» EXERCISE
Leave out the pictures, and write out exactly the lines from the beginning of the material to the line holding "const clamp = (n, max)", that line included, and nothing else.

» INFORMATION PROVIDED
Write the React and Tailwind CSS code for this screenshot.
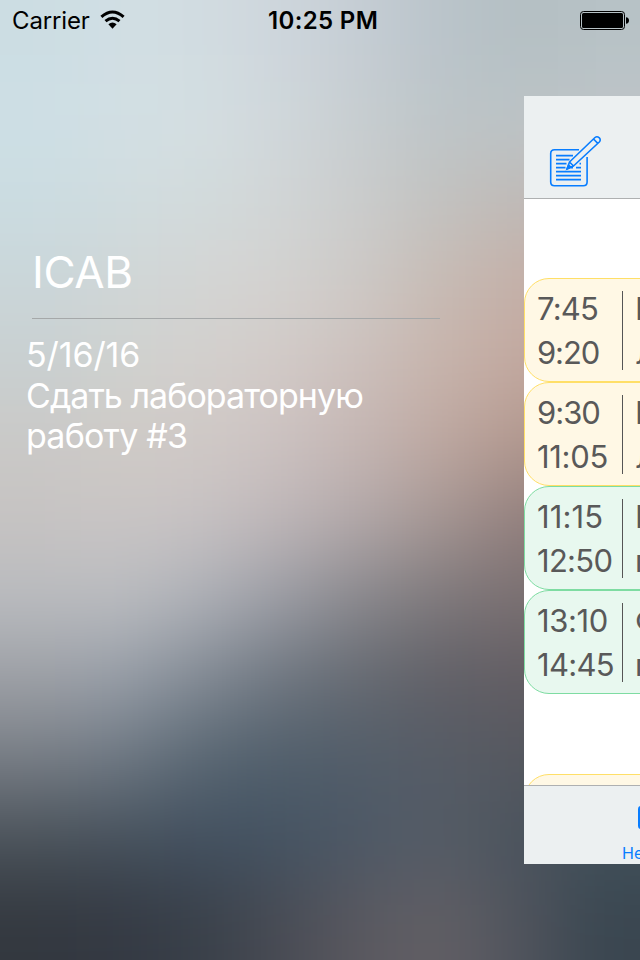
const PALETTE = [
  ['#ccdde3', '#d1dfe4', '#d2dce1', '#ced6dc', '#c5cdd4', '#bac4ca', '#b4bfc3', '#b7c2c6'],
  ['#cddfe5', '#d3dfe4', '#d4dfe2', '#d0d7db', '#c7cdd0', '#bdc5c8', '#bcc3c6', '#bfc5c8'],
  ['#cbdce1', '#d0dcdf', '#d3dbdc', '#d1d5d6', '#cacccc', '#c2c2c0', '#bfbab7', '#bcb5b2'],
  ['#cad6d9', '#d0d6d7', '#d3d5d4', '#d3d2d0', '#cdc9c6', '#c7bbb4', '#c5b0a8', '#c0a9a0'],
  ['#c9d0d1', '#cfd1cf', '#d3d0cd', '#d2cac7', '#ccc0bc', '#c7b4ac', '#c3a9a0', '#bda198'],
  ['#cac9c7', '#cfcac6', '#d0c9c6', '#ccc2c1', '#c5b6b3', '#bea8a1', '#b3998f', '#ad9189'],
  ['#c6c3c2', '#c9c5c5', '#c7c2c3', '#beb6b8', '#b2a8a9', '#a59693', '#93807e', '#8c7877'],
  ['#b9bbbf', '#babcc0', '#adb0b7', '#9a9ca4', '#88878c', '#7d787b', '#796f71', '#746a6c'],
  ['#9c9fa5', '#969da7', '#818993', '#6d757f', '#646971', '#605f66', '#615d63', '#605a60'],
  ['#767c84', '#6d7782', '#586672', '#505e6b', '#525d69', '#565c66', '#55585f', '#50535b'],
  ['#4a525a', '#46515c', '#425060', '#445362', '#4d5866', '#545c66', '#4b535d', '#40505a'],
  ['#33383f', '#343943', '#394049', '#484b54', '#5a5960', '#625f65', '#50545d', '#3a4650'],
];

const clamp = (n, max) => Math.max(0, Math.min(max, n));

function Backdrop() {
  const cells = [];
  for (let r = -2; r < 14; r++) {
    for (let c = -2; c < 10; c++) {
      cells.push(
        <rect key={`${r}:${c}`} x={c * 80} y={r * 80} width="81" height="81" fill={PALETTE[clamp(r, 11)][clamp(c, 7)]} />,
      );
    }
  }
  return (
    <svg className="absolute inset-0 h-[960px] w-[640px]" viewBox="0 0 640 960">
      <defs>
        <filter id="soften" filterUnits="userSpaceOnUse" x="-160" y="-160" width="960" height="1280" colorInterpolationFilters="sRGB">
          <feGaussianBlur stdDeviation="38" />
        </filter>
      </defs>
      <g filter="url(#soften)">{cells}</g>
    </svg>
  );
}

function StatusBar() {
  return (
    <header className="flex h-10 w-full items-center text-[24px] leading-10 text-black">
      <div className="flex w-[268px] items-center pl-3">
        <span className="w-[88px] pt-0.5 leading-[38px] tracking-[-0.15px]">Carrier</span>
        <svg className="h-5 w-[26px]" viewBox="0 0 26 20">
          <g fill="none" stroke="#000" strokeWidth="3">
            <path d="M1.4 6.9Q12.5 -3 23.6 6.9" />
            <path d="M5.5 11.2Q12.5 5.2 19.5 11.2" />
          </g>
          <path d="M8.4 14.2Q12.5 10.8 16.6 14.2L12.5 18.8Z" />
        </svg>
      </div>
      <span className="w-[312px] pt-0.5 font-semibold leading-[38px] tracking-[0.35px]">10:25 PM</span>
      <svg className="h-5 w-[50px]" viewBox="0 0 50 20">
        <rect x="0.5" y="1.5" width="44" height="18" rx="3" fill="none" stroke="#000" />
        <rect x="2" y="3" width="41" height="15" rx="1.5" />
        <path d="M46 7.2Q49 7.4 49 10.5T46 13.8Z" />
      </svg>
    </header>
  );
}

function NoteIcon() {
  return (
    <svg className="h-[54px] w-[54px]" viewBox="0 0 54 54" fill="none" stroke="#087dff" strokeWidth="1.6">
      <path d="M30 14.7H5.5Q1.7 14.7 1.7 18.5V47Q1.7 50.8 5.5 50.8H34.3Q38.1 50.8 38.1 47V22" />
      <path strokeWidth="1.9" d="M7 20.6H24M7 24.6H20.5M7 28.6H17.5M7 32.6H16.5M27 32.6H32M7 36.6H32M7 40.6H32M7 44.6H32M30.5 28.6H32M22 32.6H24" />
      <path d="M18 34L20.5 27L46 2.5Q48 .8 50.3 2.8Q52.1 5 50.3 7L24.5 31Z M44.5 4L48.8 8.4M20.5 27L24.5 31" strokeLinejoin="round" />
      <path d="M18 34L19.6 30L22 32.2Z" fill="#087dff" />
    </svg>
  );
}

const YELLOW = 'border-[#ffdf67] bg-[#fff8e5]';
const GREEN = 'border-[#7edca2] bg-[#e8f8ef]';

const LESSONS = [
  { from: '7:45', to: '9:20', title: 'В', room: 'Л', tone: YELLOW, fromFit: 'tracking-[-0.8px]', toFit: 'tracking-[-1.1px]' },
  { from: '9:30', to: '11:05', title: 'В', room: 'Л', tone: YELLOW, fromFit: 'tracking-[-1px]', toFit: 'tracking-[-0.3px]' },
  { from: '11:15', to: '12:50', title: 'В', room: 'п', tone: GREEN, fromFit: 'tracking-[0.1px]', toFit: 'tracking-[-0.7px]' },
  { from: '13:10', to: '14:45', title: 'Ф', room: 'п', tone: GREEN, fromFit: 'tracking-[-0.4px]', toFit: 'tracking-[-0.7px]' },
];

function Lesson({ from, to, title, room, tone, fromFit, toFit }) {
  return (
    <div className={`flex h-[104px] w-[500px] shrink-0 rounded-[25px] border-[1.5px] pl-3 text-[31px] leading-[44px] text-[#595959] ${tone}`}>
      <div className="w-[85px] shrink-0 whitespace-nowrap pt-2">
        <div className={fromFit}>{from}</div>
        <div className={toFit}>{to}</div>
      </div>
      <div className="mt-3 h-[79px] w-px shrink-0 bg-[#555]" />
      <div className="pl-3 pt-2">
        <div>{title}</div>
        <div>{room}</div>
      </div>
    </div>
  );
}

function SchedulePanel() {
  return (
    <main className="mt-14 flex h-[768px] w-[116px] shrink-0 flex-col overflow-hidden bg-white">
      <div className="h-[103px] shrink-0 border-b border-[#aeb0b1] bg-[#ecf0f1] pl-[25px] pt-[39px]">
        <NoteIcon />
      </div>
      <div className="flex h-[586px] shrink-0 flex-col overflow-hidden pt-[79px]">
        {LESSONS.map((lesson) => (
          <Lesson key={lesson.from} {...lesson} />
        ))}
        <div className="mt-20 h-[104px] w-[500px] shrink-0 rounded-[25px] border-[1.5px] border-[#ffdf67] bg-[#fff8e5]" />
      </div>
      <div className="h-[79px] shrink-0 border-t border-[#aeb0b1] bg-[#ecf0f1]">
        <div className="ml-[114px] mt-5 h-[23px] w-[22px] rounded-[3px] bg-[#087dff]" />
        <div className="ml-[97px] mt-[14px] whitespace-nowrap pl-px text-[16px] leading-5 text-[#087dff]">Неделя</div>
      </div>
    </main>
  );
}

export default function App() {
  return (
    <div className="relative h-[960px] w-[640px] overflow-hidden bg-[#333842] font-['Inter','Liberation_Sans',sans-serif]">
      <Backdrop />
      <div className="relative">
        <StatusBar />
        <div className="flex">
          <aside className="w-[524px] shrink-0 pt-[205px] text-white">
            <h1 className="pl-8 text-[44px] leading-[54px] tracking-[-0.4px]">ICAB</h1>
            <div className="ml-8 mt-[19px] h-px w-[408px] bg-[#a5a8a9]" />
            <div className="ml-[26px] mt-4 whitespace-nowrap text-[34px] leading-[40.5px]">
              <p className="tracking-[-0.1px]">5/16/16</p>
              <p className="tracking-[-0.95px]">Сдать лабораторную</p>
              <p className="tracking-[-0.8px]">работу #3</p>
            </div>
          </aside>
          <SchedulePanel />
        </div>
      </div>
    </div>
  );
}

» WRITTEN ANSWER
Write the React and Tailwind CSS code for this screenshot.
const PALETTE = [
  ['#ccdde3', '#d1dfe4', '#d2dce1', '#ced6dc', '#c5cdd4', '#bac4ca', '#b4bfc3', '#b7c2c6'],
  ['#cddfe5', '#d3dfe4', '#d4dfe2', '#d0d7db', '#c7cdd0', '#bdc5c8', '#bcc3c6', '#bfc5c8'],
  ['#cbdce1', '#d0dcdf', '#d3dbdc', '#d1d5d6', '#cacccc', '#c2c2c0', '#bfbab7', '#bcb5b2'],
  ['#cad6d9', '#d0d6d7', '#d3d5d4', '#d3d2d0', '#cdc9c6', '#c7bbb4', '#c5b0a8', '#c0a9a0'],
  ['#c9d0d1', '#cfd1cf', '#d3d0cd', '#d2cac7', '#ccc0bc', '#c7b4ac', '#c3a9a0', '#bda198'],
  ['#cac9c7', '#cfcac6', '#d0c9c6', '#ccc2c1', '#c5b6b3', '#bea8a1', '#b3998f', '#ad9189'],
  ['#c6c3c2', '#c9c5c5', '#c7c2c3', '#beb6b8', '#b2a8a9', '#a59693', '#93807e', '#8c7877'],
  ['#b9bbbf', '#babcc0', '#adb0b7', '#9a9ca4', '#88878c', '#7d787b', '#796f71', '#746a6c'],
  ['#9c9fa5', '#969da7', '#818993', '#6d757f', '#646971', '#605f66', '#615d63', '#605a60'],
  ['#767c84', '#6d7782', '#586672', '#505e6b', '#525d69', '#565c66', '#55585f', '#50535b'],
  ['#4a525a', '#46515c', '#425060', '#445362', '#4d5866', '#545c66', '#4b535d', '#40505a'],
  ['#33383f', '#343943', '#394049', '#484b54', '#5a5960', '#625f65', '#50545d', '#3a4650'],
];

const clamp = (n, max) => Math.max(0, Math.min(max, n));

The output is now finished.